▸ Problem to solve: Below is a listing to transcribe in full and exactly; keep the pictures out.

▸ Dataset content:
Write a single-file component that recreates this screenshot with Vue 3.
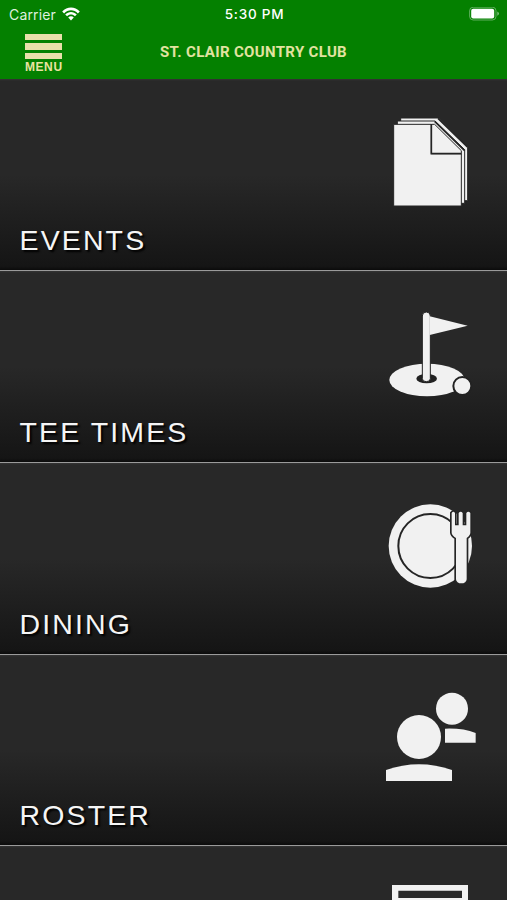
<script setup>
const rows = [
  { label: 'EVENTS', icon: 'events', box: '0 0 330 345' },
  { label: 'TEE TIMES', icon: 'golf', box: '0 -9 330 345' },
  { label: 'DINING', icon: 'dining', box: '0 -4 330 345' },
  { label: 'ROSTER', icon: 'roster', box: '0 3 330 345' },
  { label: '', icon: 'screen', box: '0 99 330 345' }
]
</script>

<template>
  <div class="phone">
    <header class="header">
      <div class="status">
        <div class="carrier">
          <span>Carrier</span>
          <svg class="wifi" viewBox="0 0 18 14" width="18" height="14">
            <path d="M0.2 4.6C5-.8 13-.8 17.8 4.6L15.9 6.4C12 2.2 6 2.2 2.1 6.4Z" />
            <path d="M3.2 7.5C6.4 4.1 11.6 4.1 14.8 7.5L12.9 9.2C10.7 6.9 7.3 6.9 5.1 9.2Z" />
            <path d="M6.2 10.4C7.8 8.9 10.2 8.9 11.8 10.4L9 13.5Z" />
          </svg>
        </div>
        <span class="time">5:30 PM</span>
        <svg class="battery" viewBox="0 0 31 14" width="31" height="14">
          <rect x=".6" y=".2" width="26.4" height="12.8" rx="3.6" fill="none" stroke="#fff" stroke-opacity=".36" stroke-width="1" />
          <rect x="2.2" y="1.8" width="23" height="9.6" rx="2" fill="#fff" />
          <path d="M28.3 4.4Q30 5.1 30 6.6T28.3 8.8Z" fill="#fff" fill-opacity=".5" />
        </svg>
      </div>
      <div class="titlebar">
        <div class="menu">
          <i></i><i></i><i></i>
          <span>MENU</span>
        </div>
        <h1>ST. CLAIR COUNTRY CLUB</h1>
      </div>
    </header>
    <section v-for="r in rows" :key="r.icon" class="row">
      <h2>{{ r.label }}</h2>
      <svg class="icon" :viewBox="r.box" width="110" height="115">
        <g v-if="r.icon === 'events'" stroke="#252525" stroke-width="3">
          <path d="M71 39H185L272 125V287H71Z" />
          <path d="M61 48H174L263 134V295H61Z" />
          <path d="M50 58H162L253 146V303H50Z" />
          <path d="M163 58H173L253 137V146H163Z" />
          <path d="M173 49L263 137M183 40L271 126" fill="none" stroke-width="5" />
          <path d="M163 57V146H253" fill="none" stroke-width="5" />
        </g>
        <g v-else-if="r.icon === 'golf'">
          <ellipse cx="150" cy="240" rx="113" ry="49" />
          <ellipse cx="149" cy="236" rx="31" ry="14" fill="#222" />
          <path d="M136 236V48A12 12 0 0 1 160 48V236A12 9 0 0 1 136 236Z" stroke="#222" stroke-width="3" />
          <path d="M158 49L272 77L158 105Z" />
          <circle cx="256" cy="258" r="27" stroke="#222" stroke-width="6" />
        </g>
        <g v-else-if="r.icon === 'dining'">
          <circle cx="160" cy="167" r="125" />
          <circle cx="160" cy="167" r="96" fill="none" stroke="#252525" stroke-width="6" />
          <path d="M224 68Q229 61 234 68V105H245V68Q251 61 257 68V105H268V68Q274 61 280 68V127Q280 134 269 143V267A16 12 0 0 1 237 267V143Q224 134 224 127Z" stroke="#252525" stroke-width="10" paint-order="stroke" />
        </g>
        <g v-else-if="r.icon === 'roster'">
          <circle cx="225" cy="86" r="48" />
          <circle cx="126" cy="171" r="66" />
          <path d="M204 146Q258 144 296 159V188H204Z" />
          <path d="M27 270Q126 236 225 270V303H27Z" />
        </g>
        <g v-else>
          <path fill-rule="evenodd" d="M45 138H273V450H45ZM64 155V177H255V155Z" />
        </g>
      </svg>
    </section>
  </div>
</template>

<style>
body { margin: 0; overflow: hidden; }
</style>

<style scoped>
.phone {
  width: 507px;
  height: 900px;
  overflow: hidden;
  background: #282828;
  font-family: "Liberation Sans", Arial, sans-serif;
}
.header { height: 79px; background: #048000; }
.status {
  display: grid;
  grid-template-columns: 1fr auto 1fr;
  align-items: center;
  height: 27px;
  padding: 0 7px 0 9px;
  box-sizing: border-box;
  color: #fff;
  font: 14px/27px Inter, sans-serif;
}
.carrier { display: flex; align-items: center; gap: 6px; color: #dff0df; letter-spacing: .15px; }
.wifi { fill: #fff; margin-top: -1px; }
.time { font-size: 13.5px; line-height: 27px; font-weight: 500; letter-spacing: .75px; padding-top: 1px; }
.battery { justify-self: end; }
.titlebar {
  display: grid;
  grid-template-columns: 87px 1fr 87px;
  height: 52px;
}
.menu {
  display: flex;
  flex-direction: column;
  align-items: center;
  gap: 3px;
  padding-top: 7px;
  color: #eae3a1;
}
.menu i { width: 37px; height: 6.3px; background: #e9dfaa; flex: none; }
.menu span { font-size: 12px; line-height: 10px; font-weight: 700; letter-spacing: .6px; margin-right: -.6px; }
h1 {
  margin: 0;
  color: #e2e3a0;
  text-align: center;
  font: 700 15px/50px Roboto, sans-serif;
  letter-spacing: .33px;
}
.row {
  display: flex;
  justify-content: space-between;
  height: 192px;
  box-sizing: border-box;
  border-bottom: 1px solid #9a9a9a;
  padding: 0 20px;
  background: linear-gradient(#343434 0, #282828 2px, #282828 50%, #151515 98%, #0b0b0b 100%);
}
.row:nth-of-type(4) { height: 191px; }
h2 {
  align-self: flex-end;
  margin: 0 0 13px -.4px;
  color: #f5f5f5;
  font-size: 28.5px;
  line-height: 34px;
  font-weight: 400;
  letter-spacing: 2.1px;
  text-shadow: 2px 2px 2px #000;
}
.row:nth-of-type(n + 3) h2 { margin-bottom: 13.5px; }
.icon { margin-top: 26px; fill: #f1f1f1; overflow: hidden; }
</style>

▸ Task answer:
Write a single-file component that recreates this screenshot with Vue 3.
<script setup>
const rows = [
  { label: 'EVENTS', icon: 'events', box: '0 0 330 345' },
  { label: 'TEE TIMES', icon: 'golf', box: '0 -9 330 345' },
  { label: 'DINING', icon: 'dining', box: '0 -4 330 345' },
  { label: 'ROSTER', icon: 'roster', box: '0 3 330 345' },
  { label: '', icon: 'screen', box: '0 99 330 345' }
]
</script>

<template>
  <div class="phone">
    <header class="header">
      <div class="status">
        <div class="carrier">
          <span>Carrier</span>
          <svg class="wifi" viewBox="0 0 18 14" width="18" height="14">
            <path d="M0.2 4.6C5-.8 13-.8 17.8 4.6L15.9 6.4C12 2.2 6 2.2 2.1 6.4Z" />
            <path d="M3.2 7.5C6.4 4.1 11.6 4.1 14.8 7.5L12.9 9.2C10.7 6.9 7.3 6.9 5.1 9.2Z" />
            <path d="M6.2 10.4C7.8 8.9 10.2 8.9 11.8 10.4L9 13.5Z" />
          </svg>
        </div>
        <span class="time">5:30 PM</span>
        <svg class="battery" viewBox="0 0 31 14" width="31" height="14">
          <rect x=".6" y=".2" width="26.4" height="12.8" rx="3.6" fill="none" stroke="#fff" stroke-opacity=".36" stroke-width="1" />
          <rect x="2.2" y="1.8" width="23" height="9.6" rx="2" fill="#fff" />
          <path d="M28.3 4.4Q30 5.1 30 6.6T28.3 8.8Z" fill="#fff" fill-opacity=".5" />
        </svg>
      </div>
      <div class="titlebar">
        <div class="menu">
          <i></i><i></i><i></i>
          <span>MENU</span>
        </div>
        <h1>ST. CLAIR COUNTRY CLUB</h1>
      </div>
    </header>
    <section v-for="r in rows" :key="r.icon" class="row">
      <h2>{{ r.label }}</h2>
      <svg class="icon" :viewBox="r.box" width="110" height="115">
        <g v-if="r.icon === 'events'" stroke="#252525" stroke-width="3">
          <path d="M71 39H185L272 125V287H71Z" />
          <path d="M61 48H174L263 134V295H61Z" />
          <path d="M50 58H162L253 146V303H50Z" />
          <path d="M163 58H173L253 137V146H163Z" />
          <path d="M173 49L263 137M183 40L271 126" fill="none" stroke-width="5" />
          <path d="M163 57V146H253" fill="none" stroke-width="5" />
        </g>
        <g v-else-if="r.icon === 'golf'">
          <ellipse cx="150" cy="240" rx="113" ry="49" />
          <ellipse cx="149" cy="236" rx="31" ry="14" fill="#222" />
          <path d="M136 236V48A12 12 0 0 1 160 48V236A12 9 0 0 1 136 236Z" stroke="#222" stroke-width="3" />
          <path d="M158 49L272 77L158 105Z" />
          <circle cx="256" cy="258" r="27" stroke="#222" stroke-width="6" />
        </g>
        <g v-else-if="r.icon === 'dining'">
          <circle cx="160" cy="167" r="125" />
          <circle cx="160" cy="167" r="96" fill="none" stroke="#252525" stroke-width="6" />
          <path d="M224 68Q229 61 234 68V105H245V68Q251 61 257 68V105H268V68Q274 61 280 68V127Q280 134 269 143V267A16 12 0 0 1 237 267V143Q224 134 224 127Z" stroke="#252525" stroke-width="10" paint-order="stroke" />
        </g>
        <g v-else-if="r.icon === 'roster'">
          <circle cx="225" cy="86" r="48" />
          <circle cx="126" cy="171" r="66" />
          <path d="M204 146Q258 144 296 159V188H204Z" />
          <path d="M27 270Q126 236 225 270V303H27Z" />
        </g>
        <g v-else>
          <path fill-rule="evenodd" d="M45 138H273V450H45ZM64 155V177H255V155Z" />
        </g>
      </svg>
    </section>
  </div>
</template>

<style>
body { margin: 0; overflow: hidden; }
</style>

<style scoped>
.phone {
  width: 507px;
  height: 900px;
  overflow: hidden;
  background: #282828;
  font-family: "Liberation Sans", Arial, sans-serif;
}
.header { height: 79px; background: #048000; }
.status {
  display: grid;
  grid-template-columns: 1fr auto 1fr;
  align-items: center;
  height: 27px;
  padding: 0 7px 0 9px;
  box-sizing: border-box;
  color: #fff;
  font: 14px/27px Inter, sans-serif;
}
.carrier { display: flex; align-items: center; gap: 6px; color: #dff0df; letter-spacing: .15px; }
.wifi { fill: #fff; margin-top: -1px; }
.time { font-size: 13.5px; line-height: 27px; font-weight: 500; letter-spacing: .75px; padding-top: 1px; }
.battery { justify-self: end; }
.titlebar {
  display: grid;
  grid-template-columns: 87px 1fr 87px;
  height: 52px;
}
.menu {
  display: flex;
  flex-direction: column;
  align-items: center;
  gap: 3px;
  padding-top: 7px;
  color: #eae3a1;
}
.menu i { width: 37px; height: 6.3px; background: #e9dfaa; flex: none; }
.menu span { font-size: 12px; line-height: 10px; font-weight: 700; letter-spacing: .6px; margin-right: -.6px; }
h1 {
  margin: 0;
  color: #e2e3a0;
  text-align: center;
  font: 700 15px/50px Roboto, sans-serif;
  letter-spacing: .33px;
}
.row {
  display: flex;
  justify-content: space-between;
  height: 192px;
  box-sizing: border-box;
  border-bottom: 1px solid #9a9a9a;
  padding: 0 20px;
  background: linear-gradient(#343434 0, #282828 2px, #282828 50%, #151515 98%, #0b0b0b 100%);
}
.row:nth-of-type(4) { height: 191px; }
h2 {
  align-self: flex-end;
  margin: 0 0 13px -.4px;
  color: #f5f5f5;
  font-size: 28.5px;
  line-height: 34px;
  font-weight: 400;
  letter-spacing: 2.1px;
  text-shadow: 2px 2px 2px #000;
}
.row:nth-of-type(n + 3) h2 { margin-bottom: 13.5px; }
.icon { margin-top: 26px; fill: #f1f1f1; overflow: hidden; }
</style>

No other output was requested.